#### Dataset section ####

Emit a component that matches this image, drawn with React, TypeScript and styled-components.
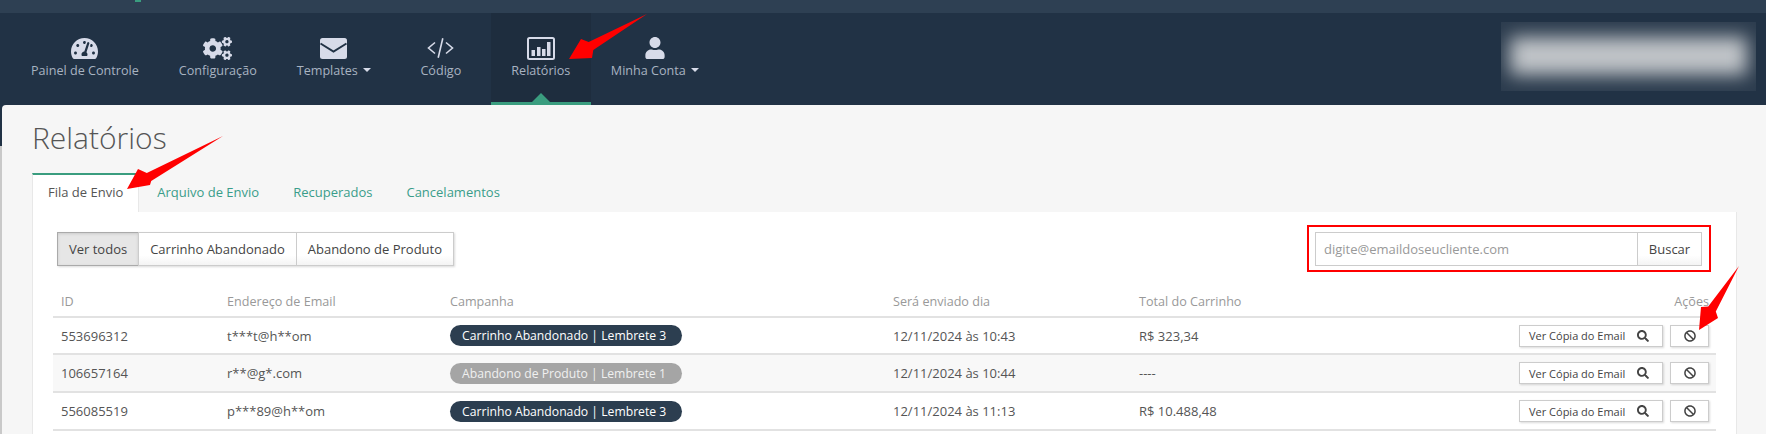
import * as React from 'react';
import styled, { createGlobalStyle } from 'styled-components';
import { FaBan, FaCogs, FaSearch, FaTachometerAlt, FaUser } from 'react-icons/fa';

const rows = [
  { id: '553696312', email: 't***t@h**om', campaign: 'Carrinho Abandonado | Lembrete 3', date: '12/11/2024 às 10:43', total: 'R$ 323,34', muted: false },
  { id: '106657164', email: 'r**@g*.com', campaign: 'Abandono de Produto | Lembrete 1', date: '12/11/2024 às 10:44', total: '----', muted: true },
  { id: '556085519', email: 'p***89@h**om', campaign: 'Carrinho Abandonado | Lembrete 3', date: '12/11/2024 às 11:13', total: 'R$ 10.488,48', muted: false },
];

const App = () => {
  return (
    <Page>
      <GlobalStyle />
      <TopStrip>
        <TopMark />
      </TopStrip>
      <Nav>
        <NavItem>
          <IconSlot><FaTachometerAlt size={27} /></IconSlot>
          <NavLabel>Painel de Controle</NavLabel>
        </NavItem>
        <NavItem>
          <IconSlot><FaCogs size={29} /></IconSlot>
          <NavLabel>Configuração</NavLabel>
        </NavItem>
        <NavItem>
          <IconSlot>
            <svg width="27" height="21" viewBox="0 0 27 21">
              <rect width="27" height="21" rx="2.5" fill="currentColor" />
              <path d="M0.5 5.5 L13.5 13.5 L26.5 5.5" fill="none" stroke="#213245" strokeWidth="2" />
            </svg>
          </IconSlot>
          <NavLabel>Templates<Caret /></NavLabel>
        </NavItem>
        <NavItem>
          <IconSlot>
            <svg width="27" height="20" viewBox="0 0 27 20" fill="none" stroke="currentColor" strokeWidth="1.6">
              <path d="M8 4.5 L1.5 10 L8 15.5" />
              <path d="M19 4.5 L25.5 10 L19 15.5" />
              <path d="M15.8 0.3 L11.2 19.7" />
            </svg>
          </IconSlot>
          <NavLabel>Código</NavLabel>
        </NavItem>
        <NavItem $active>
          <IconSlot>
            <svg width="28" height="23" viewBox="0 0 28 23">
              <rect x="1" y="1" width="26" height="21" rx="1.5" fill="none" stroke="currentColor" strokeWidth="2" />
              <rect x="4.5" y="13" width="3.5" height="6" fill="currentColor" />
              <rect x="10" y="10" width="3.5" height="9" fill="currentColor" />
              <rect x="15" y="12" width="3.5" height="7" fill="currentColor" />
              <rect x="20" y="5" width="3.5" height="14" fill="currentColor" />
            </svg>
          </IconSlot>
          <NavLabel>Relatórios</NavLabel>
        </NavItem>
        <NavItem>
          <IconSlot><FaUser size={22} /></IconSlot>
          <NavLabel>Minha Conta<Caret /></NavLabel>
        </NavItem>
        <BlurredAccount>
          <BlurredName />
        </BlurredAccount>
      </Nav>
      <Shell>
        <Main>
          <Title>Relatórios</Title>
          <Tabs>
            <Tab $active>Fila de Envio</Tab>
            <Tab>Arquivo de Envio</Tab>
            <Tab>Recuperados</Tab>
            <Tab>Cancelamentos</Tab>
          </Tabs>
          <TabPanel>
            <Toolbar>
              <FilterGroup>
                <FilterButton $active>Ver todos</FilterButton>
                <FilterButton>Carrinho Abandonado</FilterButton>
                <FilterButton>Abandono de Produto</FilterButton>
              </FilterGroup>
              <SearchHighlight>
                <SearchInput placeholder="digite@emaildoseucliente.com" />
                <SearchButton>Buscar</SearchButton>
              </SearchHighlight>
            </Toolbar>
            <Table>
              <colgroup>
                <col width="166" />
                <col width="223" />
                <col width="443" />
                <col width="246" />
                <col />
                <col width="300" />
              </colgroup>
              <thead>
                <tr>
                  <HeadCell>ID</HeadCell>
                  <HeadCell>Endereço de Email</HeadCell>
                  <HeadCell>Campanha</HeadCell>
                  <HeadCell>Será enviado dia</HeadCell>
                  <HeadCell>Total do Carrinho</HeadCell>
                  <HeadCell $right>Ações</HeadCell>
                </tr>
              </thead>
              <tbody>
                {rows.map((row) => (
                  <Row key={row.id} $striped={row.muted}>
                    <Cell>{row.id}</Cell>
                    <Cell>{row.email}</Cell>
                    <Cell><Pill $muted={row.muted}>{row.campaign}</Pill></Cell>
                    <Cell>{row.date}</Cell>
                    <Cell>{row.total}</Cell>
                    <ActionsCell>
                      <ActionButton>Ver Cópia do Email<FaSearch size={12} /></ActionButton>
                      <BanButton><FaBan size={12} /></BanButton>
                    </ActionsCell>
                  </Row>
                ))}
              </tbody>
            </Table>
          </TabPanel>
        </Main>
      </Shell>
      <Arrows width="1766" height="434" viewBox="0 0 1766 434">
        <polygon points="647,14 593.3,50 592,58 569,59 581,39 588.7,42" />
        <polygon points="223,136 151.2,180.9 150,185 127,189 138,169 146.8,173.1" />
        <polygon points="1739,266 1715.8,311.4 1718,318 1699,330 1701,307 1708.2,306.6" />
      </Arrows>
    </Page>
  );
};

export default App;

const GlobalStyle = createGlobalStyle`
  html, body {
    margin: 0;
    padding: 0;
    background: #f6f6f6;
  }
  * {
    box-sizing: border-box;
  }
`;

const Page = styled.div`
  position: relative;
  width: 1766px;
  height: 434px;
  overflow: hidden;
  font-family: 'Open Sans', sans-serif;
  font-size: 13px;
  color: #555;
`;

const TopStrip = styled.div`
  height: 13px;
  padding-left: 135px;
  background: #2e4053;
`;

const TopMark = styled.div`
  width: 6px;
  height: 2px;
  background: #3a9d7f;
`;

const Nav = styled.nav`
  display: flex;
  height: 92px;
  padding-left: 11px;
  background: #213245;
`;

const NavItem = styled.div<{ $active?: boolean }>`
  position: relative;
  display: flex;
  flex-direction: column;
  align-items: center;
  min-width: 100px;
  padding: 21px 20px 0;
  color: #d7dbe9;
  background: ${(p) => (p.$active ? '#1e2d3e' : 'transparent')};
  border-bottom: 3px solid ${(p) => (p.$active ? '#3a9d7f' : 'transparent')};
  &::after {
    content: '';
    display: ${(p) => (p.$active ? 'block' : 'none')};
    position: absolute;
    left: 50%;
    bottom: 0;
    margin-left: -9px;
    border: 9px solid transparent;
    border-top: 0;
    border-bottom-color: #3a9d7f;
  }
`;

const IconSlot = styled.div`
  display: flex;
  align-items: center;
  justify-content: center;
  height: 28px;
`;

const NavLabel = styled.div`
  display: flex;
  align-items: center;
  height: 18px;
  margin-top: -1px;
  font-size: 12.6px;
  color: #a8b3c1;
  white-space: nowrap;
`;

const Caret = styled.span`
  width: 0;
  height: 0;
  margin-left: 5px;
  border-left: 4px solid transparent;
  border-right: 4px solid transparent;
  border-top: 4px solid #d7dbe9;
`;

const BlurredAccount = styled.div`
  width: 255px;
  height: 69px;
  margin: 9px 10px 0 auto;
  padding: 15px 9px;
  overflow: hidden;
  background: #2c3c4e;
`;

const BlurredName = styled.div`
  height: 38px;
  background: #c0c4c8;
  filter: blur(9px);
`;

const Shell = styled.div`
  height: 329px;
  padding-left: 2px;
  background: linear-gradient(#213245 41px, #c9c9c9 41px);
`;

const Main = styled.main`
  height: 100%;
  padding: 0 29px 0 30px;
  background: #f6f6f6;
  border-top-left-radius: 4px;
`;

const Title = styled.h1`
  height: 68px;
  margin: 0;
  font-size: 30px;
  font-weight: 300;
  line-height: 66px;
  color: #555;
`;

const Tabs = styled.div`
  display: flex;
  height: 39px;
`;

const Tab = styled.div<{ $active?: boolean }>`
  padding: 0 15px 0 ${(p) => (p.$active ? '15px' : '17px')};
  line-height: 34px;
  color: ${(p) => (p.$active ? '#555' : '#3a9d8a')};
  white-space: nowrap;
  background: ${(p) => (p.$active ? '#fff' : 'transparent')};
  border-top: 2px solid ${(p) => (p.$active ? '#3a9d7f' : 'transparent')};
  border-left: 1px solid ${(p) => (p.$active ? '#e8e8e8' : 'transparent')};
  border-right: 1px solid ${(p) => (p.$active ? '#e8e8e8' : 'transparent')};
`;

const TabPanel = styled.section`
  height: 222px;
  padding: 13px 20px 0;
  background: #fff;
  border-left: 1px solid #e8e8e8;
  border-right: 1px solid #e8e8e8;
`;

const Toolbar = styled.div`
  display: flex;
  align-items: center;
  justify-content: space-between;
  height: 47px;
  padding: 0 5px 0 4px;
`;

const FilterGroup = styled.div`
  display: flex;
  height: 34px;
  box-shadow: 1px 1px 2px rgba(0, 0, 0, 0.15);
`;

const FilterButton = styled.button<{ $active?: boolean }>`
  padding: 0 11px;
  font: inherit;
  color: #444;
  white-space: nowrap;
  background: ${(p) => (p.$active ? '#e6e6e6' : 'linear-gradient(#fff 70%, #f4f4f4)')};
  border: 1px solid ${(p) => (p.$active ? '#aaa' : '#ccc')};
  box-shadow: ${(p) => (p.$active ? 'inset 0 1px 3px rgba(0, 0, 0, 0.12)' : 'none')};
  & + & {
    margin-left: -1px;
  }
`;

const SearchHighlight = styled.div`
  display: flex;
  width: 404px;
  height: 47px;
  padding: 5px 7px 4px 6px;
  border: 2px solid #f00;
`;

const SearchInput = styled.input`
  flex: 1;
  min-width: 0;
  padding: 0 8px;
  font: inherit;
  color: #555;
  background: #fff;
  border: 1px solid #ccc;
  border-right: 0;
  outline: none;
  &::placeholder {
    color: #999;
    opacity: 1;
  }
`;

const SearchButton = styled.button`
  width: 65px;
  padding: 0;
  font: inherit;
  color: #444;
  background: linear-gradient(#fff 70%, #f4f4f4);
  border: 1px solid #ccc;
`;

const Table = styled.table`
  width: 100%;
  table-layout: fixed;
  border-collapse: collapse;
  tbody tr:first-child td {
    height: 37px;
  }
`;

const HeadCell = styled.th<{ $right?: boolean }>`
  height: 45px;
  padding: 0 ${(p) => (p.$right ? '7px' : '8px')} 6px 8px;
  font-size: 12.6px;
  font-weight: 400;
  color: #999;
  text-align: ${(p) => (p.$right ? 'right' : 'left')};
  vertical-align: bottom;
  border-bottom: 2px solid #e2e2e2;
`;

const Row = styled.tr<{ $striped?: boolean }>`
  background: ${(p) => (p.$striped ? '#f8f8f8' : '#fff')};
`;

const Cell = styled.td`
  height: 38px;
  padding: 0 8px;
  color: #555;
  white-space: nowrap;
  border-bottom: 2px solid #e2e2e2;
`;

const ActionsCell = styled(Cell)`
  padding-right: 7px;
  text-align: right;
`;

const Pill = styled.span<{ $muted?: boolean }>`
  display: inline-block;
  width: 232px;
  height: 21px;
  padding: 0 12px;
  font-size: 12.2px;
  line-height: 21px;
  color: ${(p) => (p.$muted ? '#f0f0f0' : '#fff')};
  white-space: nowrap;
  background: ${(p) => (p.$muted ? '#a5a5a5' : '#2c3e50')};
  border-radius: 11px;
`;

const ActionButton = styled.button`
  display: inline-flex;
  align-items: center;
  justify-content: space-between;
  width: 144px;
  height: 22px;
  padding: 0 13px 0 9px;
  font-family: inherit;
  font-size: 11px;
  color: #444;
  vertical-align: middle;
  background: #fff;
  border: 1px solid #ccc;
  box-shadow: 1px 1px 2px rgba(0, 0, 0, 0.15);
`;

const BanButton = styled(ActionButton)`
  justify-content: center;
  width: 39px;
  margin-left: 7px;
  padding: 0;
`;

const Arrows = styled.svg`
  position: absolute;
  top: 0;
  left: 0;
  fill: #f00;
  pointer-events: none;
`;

####

Directions for this task: Pick out each line containing "components" and report it.

Solution to the exercise:
Emit a component that matches this image, drawn with React, TypeScript and styled-components.
import styled, { createGlobalStyle } from 'styled-components';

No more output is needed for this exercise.